Carol, por primera vez, siente haberle hecho sufrir. Pero Walter quiere más: quiere ser amado por su mujer, quiere ser amado como la ama. Carol no lo puede. No lo podía en aquel momento. La pareja empieza a acercarse de una manera ambigua, hasta que Walter cae víctima del cólera. ¿Había logrado destruirse al fin?
Sus últimas palabras, como las de la novela, parecen indicarlo: «el perro fue el que se murió». En la novela, sabemos que esa frase es un verso, el último verso de una elegía escrita por Oliver Goldsmith. Pero, en la película, sabemos más. Carol, sintiéndose culpable por creer que Walter había muerto desesperado y resentido, cuenta a la Madre Superiora las últimas palabras del marido.
La Madre las interpreta de una manera que no está en la novela; de una manera que yo no había alcanzado al leer el poema de Goldsmith.

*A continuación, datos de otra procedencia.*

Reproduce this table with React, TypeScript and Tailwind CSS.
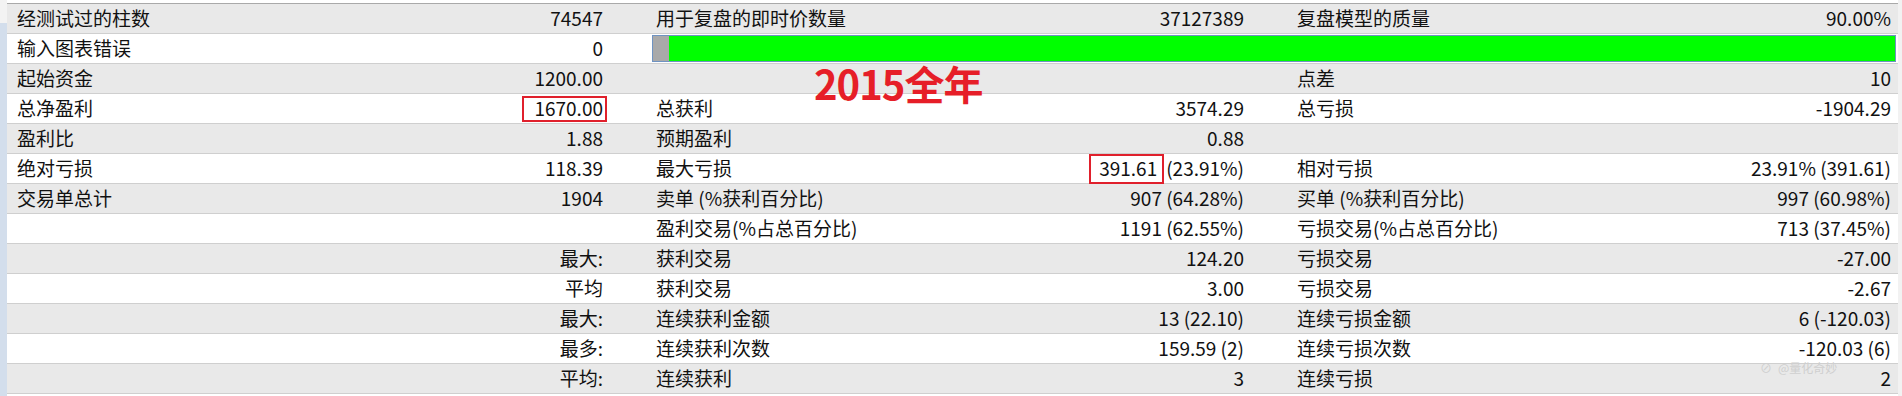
import React from "react";

type Cell = { label?: string; value?: React.ReactNode };

function BoxedValue({ children, tall }: { children: React.ReactNode; tall?: boolean }) {
  return (
    <span
      className={
        tall
          ? "inline-flex items-center h-[30px] border-2 border-[#e0202c] pl-[8px] pr-[5px] mr-[2px]"
          : "inline-flex items-center h-[26px] border-2 border-[#e0202c] pl-[10px] pr-[2px] mr-[-4px]"
      }
    >
      {children}
    </span>
  );
}

const rows: Cell[][] = [
  [
    { label: "经测试过的柱数", value: "74547" },
    { label: "用于复盘的即时价数量", value: "37127389" },
    { label: "复盘模型的质量", value: "90.00%" },
  ],
  [{ label: "输入图表错误", value: "0" }],
  [{ label: "起始资金", value: "1200.00" }, {}, { label: "点差", value: "10" }],
  [
    { label: "总净盈利", value: <BoxedValue>1670.00</BoxedValue> },
    { label: "总获利", value: "3574.29" },
    { label: "总亏损", value: "-1904.29" },
  ],
  [{ label: "盈利比", value: "1.88" }, { label: "预期盈利", value: "0.88" }, {}],
  [
    { label: "绝对亏损", value: "118.39" },
    {
      label: "最大亏损",
      value: (
        <span className="flex items-center">
          <BoxedValue tall>391.61</BoxedValue>
          <span>(23.91%)</span>
        </span>
      ),
    },
    { label: "相对亏损", value: "23.91% (391.61)" },
  ],
  [
    { label: "交易单总计", value: "1904" },
    { label: "卖单 (%获利百分比)", value: "907 (64.28%)" },
    { label: "买单 (%获利百分比)", value: "997 (60.98%)" },
  ],
  [{}, { label: "盈利交易(%占总百分比)", value: "1191 (62.55%)" }, { label: "亏损交易(%占总百分比)", value: "713 (37.45%)" }],
  [{ value: "最大:" }, { label: "获利交易", value: "124.20" }, { label: "亏损交易", value: "-27.00" }],
  [{ value: "平均" }, { label: "获利交易", value: "3.00" }, { label: "亏损交易", value: "-2.67" }],
  [{ value: "最大:" }, { label: "连续获利金额", value: "13 (22.10)" }, { label: "连续亏损金额", value: "6 (-120.03)" }],
  [{ value: "最多:" }, { label: "连续获利次数", value: "159.59 (2)" }, { label: "连续亏损次数", value: "-120.03 (6)" }],
  [{ value: "平均:" }, { label: "连续获利", value: "3" }, { label: "连续亏损", value: "2" }],
];

function Segment({ cell }: { cell?: Cell }) {
  return (
    <div className="w-full h-full flex items-center justify-between pl-[10px]">
      <span>{cell?.label}</span>
      <span className="flex items-center">{cell?.value}</span>
    </div>
  );
}

export default function App() {
  return (
    <div className="relative w-[1902px] h-[396px] bg-[#f2f2f2] flex font-['Noto_Sans_CJK_SC',sans-serif] text-[19px] text-[#111] overflow-hidden">
      <div className="w-[7px] flex flex-col">
        <div className="h-[23px] bg-[#f3f3f3]" />
        <div className="flex-1 bg-[#d3deec]" />
      </div>

      <div className="w-[1891px] pt-[3px] bg-white">
        <div className="border-t border-[#a9a9a9]">
          {rows.map((row, i) => (
            <div
              key={i}
              className={`flex h-[30px] border-b border-[#cfcfcf] ${i % 2 === 0 ? "bg-[#e9e9e9]" : "bg-white"}`}
            >
              <div className="w-[639px] pr-[43px] flex">
                <Segment cell={row[0]} />
              </div>
              {i === 1 ? (
                <div className="flex-1 pl-[6px] pr-[2px] py-[1px]">
                  <div className="h-full border border-[#6f93c2] flex">
                    <div className="w-[16px] bg-[#a9a9a9]" />
                    <div className="flex-1 bg-[#00ff00]" />
                  </div>
                </div>
              ) : (
                <>
                  <div className="w-[641px] pr-[43px] flex">
                    <Segment cell={row[1]} />
                  </div>
                  <div className="flex-1 pr-[7px] flex">
                    <Segment cell={row[2]} />
                  </div>
                </>
              )}
            </div>
          ))}
        </div>
      </div>

      <div className="absolute left-[814px] top-[58px] text-[40px] leading-[50px] font-semibold text-[#e61e28] tracking-[-1px]">
        2015全年
      </div>

      <div className="absolute left-[1760px] top-[362px] text-[12px] leading-[12px] text-[#cfcfcf] flex items-center gap-[6px]">
        <span>⊘</span>
        <span>@量化奇妙</span>
      </div>
    </div>
  );
}
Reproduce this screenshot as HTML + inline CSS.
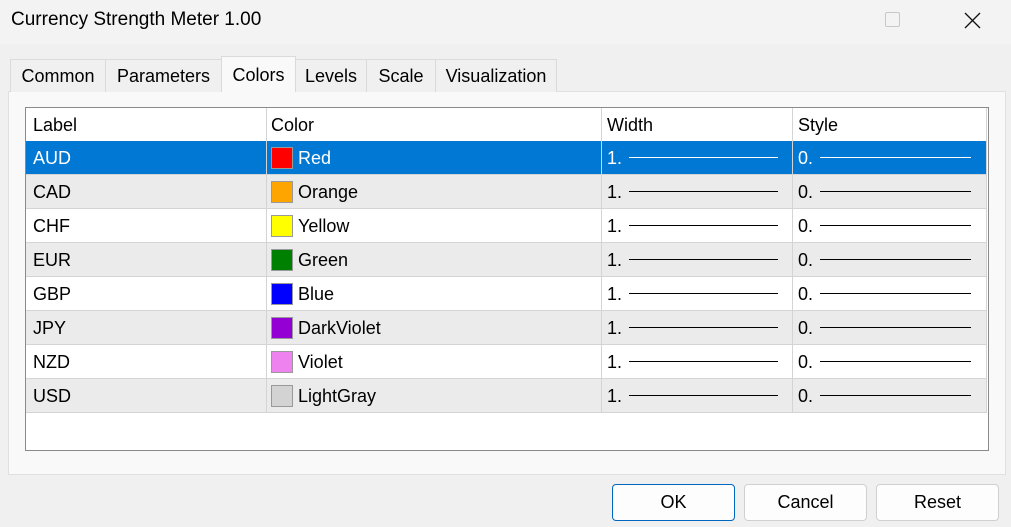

El poema, explica la Madre, cuenta la historia de un hombre bueno, un hombre tan bueno que era admirado por todos. Un día, presa de la rabia, su perro lo mordió y el hombre cayó enfermo. Pero, para sorpresa de todos, el hombre recobró la salud y «el perro fue el que se murió». Murió, agrega la Madre, por el remordimiento de haberle hecho daño a quien más amaba. Walter estaba arrepentido. En los últimos momentos de su vida, se había liberado del resentimiento, se había liberado del autodesprecio orgulloso.
En la novela, la protagonista, aparentemente transformada, vuelve a Hong Kong. Pero tristemente cae otra vez en las garras de su amante. La película, sin embargo, concluye con la despedida de Carol y Waddington. Ella dice a su amigo que, a pesar de todo, su casamiento fue bueno. Ya era otra mujer.
Pero dice más. Y lo dice de una manera tan sencilla como conmovedora: «Por primera vez empiezo a gustarme a mí misma». Carol también se liberó del autodesprecio. Se liberó de la acedia. Así El Séptimo Pecado realiza un hecho extraordinario: elevar la historia contada en la novela.